I enjoy basketball a lot and have followed the NBA for my entire life. When I was 10 to 12 years old, I followed the Cleveland Cavaliers VERY closely. We didn’t get the games on TV and I spent my evenings listening to Joe Tait (normally when I was supposed to be in bed) call the Cavs during the Miracle at Richfield season. (The Cavs had a Bowling Green (Ohio) connection, both through their owner Nick Mileti and their backup center Nate Thurmond…and their Coach Bill Fitch).
The Soul of Basketball is about the 2010-11 season, which is the first year after The Decision. It is an excellent book and anyone who is interested in the NBA would find it a great read. In fact, it’s a great character study of people responding to the highest level of competitive pressure and would be interesting as a study to anyone interested in that slice of life.

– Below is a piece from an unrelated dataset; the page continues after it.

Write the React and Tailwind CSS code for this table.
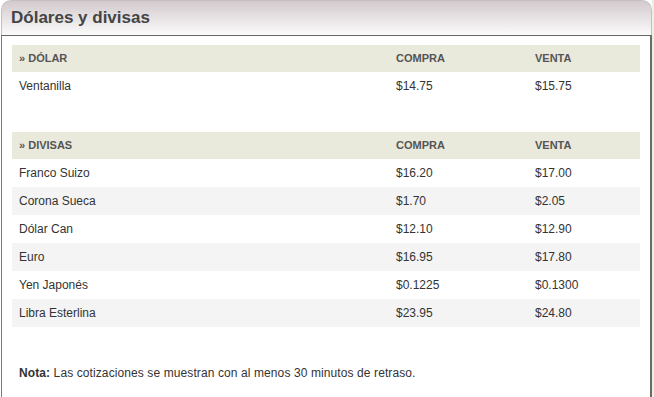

The book is written by Ian Thomsen, who is a writer for Sports Illustrated. SI was known is the highest level of sports magazine writing. What appeared on those pages was of the highest literary quality. My high school teachers encouraged us to read SI when we were learning to write.
This is what I would consider classic SI writing. First, there’s incredible access…long interviews with important people in this story, including Pat Reilly, Doc Rivers, Dirk Nowitzki, LeBron James, Kobe Bryant…the list goes on.
Next, there’s a commitment to telling a story about people, not sports. What the reader leaves with is an essential understanding of the humanity of the people involved. Their upbringing, their fears, their motivations, their biases, their strength. And Thomsen shows us the humanity of players (stars and subs), yes, but also of coaches, referees, owners, scouts…everyone involved in the making of the 2010-11 edition of the annual NBA drama.
There’s also an angle to the book that places all of what is happening in a historical context. The NBA was trying to find its way in the post-Jordan era and LeBron was supposed to be that guy, but he had just botched The Decision. You also have the influx of AAU-influenced players and a lot of questions about how the league is going to succeed. (For more on what the AAU is and what’s wrong with it, check here or here.)
There were a couple parts that really stood out to me. I found the Gregg Popovich sections especially interesting. He’s a guy I admire and I admire how his teams play. Turns out, he built the concept by focusing on foreign players who had not been infected by AAU mentality.
I also really enjoyed the stuff with Kobe Bryant and didn’t expect to. I have often heard people say that a certain team doesn’t “know what it takes to win.” I always kind of scoffed at that, but the way NBA basketball is played, a star player has to be able to shoulder the burden in key moments and the team has to be really tough to win a title, not just good.
Anyway, this is an outstanding book. It is not great sportswriting, it is great writing and will make a great companion for the NBA playoffs, when the league really puts on its best show.
Full disclosure: I received this book from NetGalley for a fair and honest review. (Thanks NetGalley!)